Helen Garner’s harrowing but loving story, The Spare Room, is set to open at Belvoir Theatre tomorrow. Adapted for the stage by its director Eamon Flack, The Spare Room is set over the course of three weeks while the narrator, Helen, cares for a friend dying of bowel cancer.
For actor Alan Dukes, the production sees him busily inhabiting eight different characters, most of which are medical professionals that cross paths with Nicola and Helen on their journey over this three week period, and provide different approaches to treating Nicola’s condition. “I also play a magician just to mix it up which has probably been the most challenging, says Dukes. “I’ve been tutored in performing a show by a professional Magician and on a good day I can make a few things disappear.”
The call to become involved in the show could not have come soon enough for Dukes who had just gone through a period of being out of work. “The call from Eamon came out of the blue, so on a survival level I would have been enticed by any project! Luckily for me it was a great read matched with a great creative team.”
For Dukes, Garner’s simple and powerful prose explores the lives of women of a certain age and what society expects of their behaviour, the different approaches to treatment and a person’s choice to navigate end of life.
Themes include truth, mortality, the bonds and boundaries of friendship. “Any journey with cancer is a complex and unpredictable ride that tests you and the people around you in ways most of us don’t have to consider,” says Dukes.
Garner received much praise for her treatment of illness, mortality and the unattractive emotions it involves.
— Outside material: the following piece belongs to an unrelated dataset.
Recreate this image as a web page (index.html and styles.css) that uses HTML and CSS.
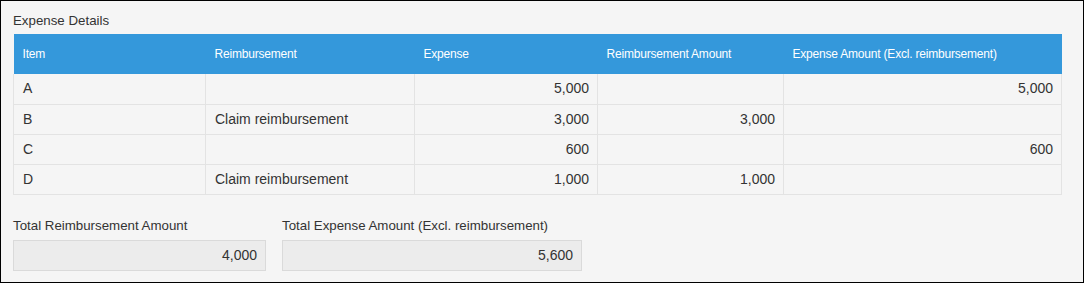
FILE: index.html
```html
<!DOCTYPE html>
<html lang="en">
<head>
<meta charset="utf-8">
<title>Expense Details</title>
<link rel="stylesheet" href="styles.css">
</head>
<body>
<div class="panel">
  <div class="label title">Expense Details</div>
  <table class="grid">
    <colgroup>
      <col class="c1"><col class="c2"><col class="c3"><col class="c4"><col class="c5">
    </colgroup>
    <thead>
      <tr>
        <th>Item</th>
        <th>Reimbursement</th>
        <th>Expense</th>
        <th>Reimbursement Amount</th>
        <th>Expense Amount (Excl. reimbursement)</th>
      </tr>
    </thead>
    <tbody>
      <tr><td>A</td><td></td><td class="num">5,000</td><td class="num"></td><td class="num">5,000</td></tr>
      <tr><td>B</td><td>Claim reimbursement</td><td class="num">3,000</td><td class="num">3,000</td><td class="num"></td></tr>
      <tr><td>C</td><td></td><td class="num">600</td><td class="num"></td><td class="num">600</td></tr>
      <tr><td>D</td><td>Claim reimbursement</td><td class="num">1,000</td><td class="num">1,000</td><td class="num"></td></tr>
    </tbody>
  </table>
  <div class="totals">
    <div class="field f1">
      <div class="label">Total Reimbursement Amount</div>
      <div class="box">4,000</div>
    </div>
    <div class="field f2">
      <div class="label">Total Expense Amount (Excl. reimbursement)</div>
      <div class="box">5,600</div>
    </div>
  </div>
</div>
</body>
</html>
```
FILE: styles.css
```css
html, body {
  margin: 0;
  padding: 0;
}
body {
  font-family: "Liberation Sans", Arial, sans-serif;
  color: #333;
  background: #f5f5f5;
}
.panel {
  box-sizing: border-box;
  width: 1084px;
  height: 283px;
  border: 1px solid #000;
  background: #f5f5f5;
  padding: 12px 0 0 12px;
}
.label {
  font-size: 13.3px;
  line-height: 16px;
  color: #333;
  white-space: nowrap;
}
.title {
  margin-bottom: 5px;
}
.grid {
  border-collapse: collapse;
  table-layout: fixed;
  width: 1048px;
}
.c1 { width: 192px; }
.c2 { width: 209px; }
.c3 { width: 183px; }
.c4 { width: 186px; }
.c5 { width: 278px; }
.grid th {
  background: #3498db;
  color: #fff;
  font-weight: normal;
  font-size: 12px;
  letter-spacing: -0.2px;
  text-align: left;
  height: 40px;
  padding: 0 8px 0 9px;
  border: none;
  box-sizing: border-box;
}
.grid td {
  font-size: 14px;
  color: #333;
  height: 30px;
  box-sizing: border-box;
  padding: 0 8px 1px 9px;
  border: 1px solid #e3e3e3;
  border-top: none;
  white-space: nowrap;
}
.grid td.num {
  text-align: right;
}
.totals {
  display: flex;
  gap: 16px;
  margin-top: 23px;
}
.field .label {
  margin-bottom: 6px;
}
.box {
  box-sizing: border-box;
  height: 31px;
  border: 1px solid #dadada;
  background: #ececec;
  font-size: 14px;
  line-height: 29px;
  text-align: right;
  padding-right: 8px;
  color: #333;
}
.f1 .box { width: 253px; }
.f2 .box { width: 300px; }
```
Says director Flack, “The Spare Room looks like a story about dying but it’s really about what we live for: each other“
The play stars the legendary Judy Davis as Helen and, says Duke, Davis is a powerful energy to have in the rehearsal room. “With a new piece like this she has a great insight and instinct as to storytelling. I’ve loved our character’s interactions, I feel with acting you never stop learning about portraying the human condition so I’m savouring watching her work…and she has a wicked sense of humour.”
Dukes has worked in feature film, TV and on the stage , As a creative he enjoys the fragility of the human condition, saying: “As a flawed human, I enjoy trying to explore and inhabit those characters that struggle or don’t fit in. There’s ample avenues for drama and comedy.”
When Helen’s old friend, Nicola, comes to town for treatment, it only makes sense she should stay in the spare room. Nicola has put her faith in a shady alternative cancer clinic, and Helen is determined to be her brilliant friend and carer no matter what. But as the sleepless nights rack up, a short stay in the spare room becomes a loving, maddening battle for life.
Says Dukes, “If you like watching messy human interactions with no easy answers, The Spare Room’s for you.”